Usability testing is about understanding the user's ability to navigate a site or app, where they’re struggling, any sticking points, and what they’re looking for. Once you develop a prototype of your product, having users actually play around with it can help determine if it’s intuitive and easy to use. This is the point in your design process where you dive into the details to discover how users navigate your product.

Usability testing can help you answer questions, including:

  1. Is this intuitive? Does it feel intuitive when they navigate? Is it confusing?
  2. Is it user-friendly? Is it streamlined? Can users navigate from one place to another without excessive clicking?
  3. Is the amount of information given appropriate? 
  4. Is the structure too complicated and overwhelming?

What about concept testing?

Concept testing, on the other hand, can be helpful when you’re forming an idea and want to understand if it’s something users actually want! If you have an idea for an app or a new feature that’s attempting to meet a user need or solve a major pain point, concept testing can help you understand if it’s even an idea people will respond to, if it’s something they’re interested in, and if it actually solves the problem you’re trying to tackle. Concept testing can also reveal unforeseen issues about the idea you might need to know prior to building out a prototype

Concept testing can help you answer questions, including:

  1. Is this idea appealing? Do people even like the idea of this?
  2. Do the iconography and visuals make sense? Do they represent what users expect them to represent?
  3. Is this too cheesy? Is it off-putting?
  4. Does it resonate with them? Does it feel like it’s built with user needs in mind? 
  5. Does the language make sense? 

While many hesitate to test without a fully functioning prototype, there’s a real benefit to testing ideas, screenshots, video walkthroughs, etc. to get feedback and validate your approach before you go too far down a particular path. Clients have come to us with fully developed prototypes to test in beta only to learn that participants want different functionality, sending them right back to the drawing board.

An important benefit of using early stage stimuli is that users understand it’s an early-stage design and are more likely to provide honest feedback that could redirect the concept, instead of feedback that improves the concept already designed. By not showing them a prototype, you’re opening the door to broader, more helpful ideas on how you might solve their needs.

Here are a few ways concept testing can provide value:

Testing potential product names

Getting directional feedback on potential names for a product or feature is a perfect fit for concept testing. If you’ve got a list of possible names, concept testing can help you filter out the losers, and narrow your list down to a couple options users really resonate with. Do these names make sense? Are they representative of the experience? Are they catchy and easy to remember? Ultimately, if you have your narrowed down list early enough, you can then test the finalists quantitatively if you’re looking to get some statistical validity as well before making your final decision. 

Understanding a navigation menu

We often think usability testing is the best for researching navigation, but before you build a fully functioning menu for users to interact with in research sessions, mock it up and see what users really think! What do each of the buttons mean? Do they understand the iconography we have in place? This higher level feedback may surface larger issues that can redirect how you’re thinking about your design.

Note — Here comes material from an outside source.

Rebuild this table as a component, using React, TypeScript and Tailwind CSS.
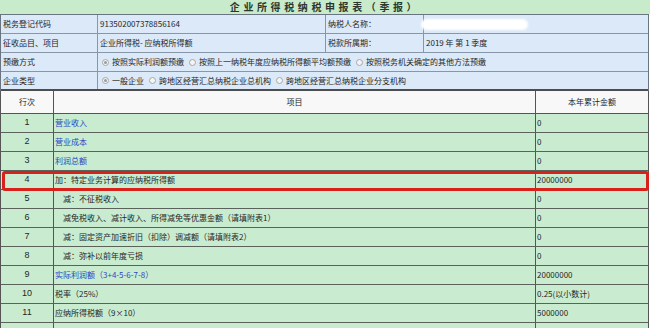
import React from "react";

/* =====================================================
   DATA
===================================================== */
type Row = {
  no: string;
  item: string;
  amount: string;
  link?: boolean;
  indent?: boolean;
};

const rows: Row[] = [
  { no: "1", item: "营业收入", amount: "0", link: true },
  { no: "2", item: "营业成本", amount: "0", link: true },
  { no: "3", item: "利润总额", amount: "0", link: true },
  { no: "4", item: "加：特定业务计算的应纳税所得额", amount: "20000000" },
  { no: "5", item: "减：不征税收入", amount: "0", indent: true },
  { no: "6", item: "减免税收入、减计收入、所得减免等优惠金额（请填附表1）", amount: "0", indent: true },
  { no: "7", item: "减：固定资产加速折旧（扣除）调减额（请填附表2）", amount: "0", indent: true },
  { no: "8", item: "减：弥补以前年度亏损", amount: "0", indent: true },
  { no: "9", item: "实际利润额（3+4-5-6-7-8）", amount: "20000000", link: true },
  { no: "10", item: "税率（25%）", amount: "0.25(以小数计)" },
  { no: "11", item: "应纳所得税额（9×10）", amount: "5000000" },
  { no: "12", item: "", amount: "" },
];

/* =====================================================
   SMALL COMPONENTS
===================================================== */
const Radio = ({ checked, label }: { checked?: boolean; label: string }) => (
  <span className="flex items-center gap-[3px] mr-[5px]">
    <span className="w-[7px] h-[7px] rounded-full border border-[#a8a8a8] bg-[#f4f4f4] flex items-center justify-center">
      {checked && <span className="w-[3px] h-[3px] rounded-full bg-[#9a9a9a]" />}
    </span>
    <span>{label}</span>
  </span>
);

/* =====================================================
   MAIN COMPONENT
===================================================== */
const App: React.FC = () => {
  return (
    <div className="relative w-[650px] h-[328px] overflow-hidden bg-white text-[8px] text-[#262626] font-['Noto_Sans_CJK_SC','Noto_Sans',sans-serif]">
      {/* title */}
      <div className="h-[14px] bg-[#c8ebcb] text-center text-[10px] leading-[14px] font-bold tracking-[3.6px] text-[#2e372e]">
        企业所得税纳税申报表（季报）
      </div>

      {/* info block */}
      <div className="w-[649px] border-t border-l border-r border-[#6a7480] bg-[#dbe9f8]">
        <div className="flex h-[19px] border-b border-[#8797a8]">
          <div className="w-[97px] border-r border-[#8797a8] flex items-center pl-[2px]">税务登记代码</div>
          <div className="w-[228px] border-r border-[#8797a8] flex items-center pl-[2px]">913502007378856164</div>
          <div className="w-[98px] border-r border-[#8797a8] flex items-center pl-[2px]">纳税人名称：</div>
          <div className="relative flex-1 flex items-center">
            <span className="absolute left-[-3px] top-[4px] w-[107px] h-[11px] rounded-full bg-white blur-[1px]" />
          </div>
        </div>
        <div className="flex h-[19px] border-b border-[#8797a8]">
          <div className="w-[97px] border-r border-[#8797a8] flex items-center pl-[2px]">征收品目、项目</div>
          <div className="w-[228px] border-r border-[#8797a8] flex items-center pl-[2px]">企业所得税- 应纳税所得额</div>
          <div className="w-[98px] border-r border-[#8797a8] flex items-center pl-[2px]">税款所属期：</div>
          <div className="flex-1 flex items-center pl-[2px]">2019 年 第 1 季度</div>
        </div>
        <div className="flex h-[19px] border-b border-[#8797a8]">
          <div className="w-[97px] border-r border-[#8797a8] flex items-center pl-[2px]">预缴方式</div>
          <div className="flex-1 flex items-center pl-[4px]">
            <Radio checked label="按照实际利润额预缴" />
            <Radio label="按照上一纳税年度应纳税所得额平均额预缴" />
            <Radio label="按照税务机关确定的其他方法预缴" />
          </div>
        </div>
        <div className="flex h-[19px] border-b-2 border-[#4d4d4d]">
          <div className="w-[97px] border-r border-[#8797a8] flex items-center pl-[2px]">企业类型</div>
          <div className="flex-1 flex items-center pl-[4px]">
            <Radio checked label="一般企业" />
            <Radio label="跨地区经营汇总纳税企业总机构" />
            <Radio label="跨地区经营汇总纳税企业分支机构" />
          </div>
        </div>
      </div>

      {/* main table */}
      <div className="w-[649px] border-l border-r border-[#555]">
        <div className="flex h-[23px] bg-[#f8f8f8] border-b border-[#555]">
          <div className="w-[53px] border-r border-[#555] flex items-center justify-center">行次</div>
          <div className="flex-1 border-r border-[#555] flex items-center justify-center">项目</div>
          <div className="w-[112px] flex items-center justify-center">本年累计金额</div>
        </div>

        {rows.map((r) => (
          <div key={r.no} className="flex h-[19px] bg-[#c9ecd0] border-b border-[#5b615b]">
            <div className="w-[53px] border-r border-[#555] flex items-center justify-center text-[9px] font-['Liberation_Sans',sans-serif]">
              {r.no === "12" ? "" : r.no}
            </div>
            <div
              className={`flex-1 border-r border-[#555] flex items-center ${r.indent ? "pl-[9px]" : "pl-px"} ${
                r.link ? "text-[#2a45c4]" : ""
              }`}
            >
              {r.item}
            </div>
            <div className="w-[112px] flex items-center pl-px">{r.amount}</div>
          </div>
        ))}
      </div>

      {/* red annotation around row 4 */}
      <div className="absolute left-[2px] top-[171px] w-[647px] h-[20px] border-[3px] border-[#d8211b] rounded-[3px]" />
    </div>
  );
};

export default App;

Testing ideas and content verbally

Concept testing doesn’t necessarily have to be visual. You can also test ideas by describing an experience and getting blue sky feedback on these concepts. Another way to think about this is testing language, phrases, and content by asking if something makes sense, if a description is clear and helpful, or if this is what they expect and want from the experience. This is a great way for marketers to determine if they’re speaking in the voice of the user and eliminating any jargon users may not understand. At this stage, testing copy can also help with ensuring experiences are inclusive and that none of the wording excludes or isolates particular populations or minority segments.

Discovering visual preference with video walkthroughs

Let’s say you’re trying to understand a visual experience for the user, but not the functionality. Here, we would recommend using screenshots or video walkthroughs to get feedback before building it out. For example, if you’re trying to understand if there’s too much clutter on the screen or if pop-ups are too distracting, use videos, sketches, and screenshots to test visual preference without having to put it on a device. 

This also works with lead in screens or directive text that pops up to explain new features. Before building them into the prototype itself, talk to users about whether the text makes sense, if the boxes are popping up at the right time and in the right place, or if they’re confusing or unnecessary. As an additional perk, video walkthroughs can be great backups for when a prototype fails in a future session further down the line!

Storyboarding the user’s experience

Building a storyboard that communicates a user’s interaction with your product can help your participants visually walk through their experience without actually using it. While storyboards are often used to build team alignment internally and communicate insights after the research, we find they’re helpful in this context as well. They’re typically informal and easy-to-understand, but they illustrate how the user would interact with your product for a piece of the user journey.

If the goals of the research are to understand how a user would engage with your product in context, this is a great methodology to explore. During concept testing, storyboards give the participant context and allow them to see themselves in the experience in a visual way. This often surfaces more conceptual insights on how your product could approach solving their needs in context.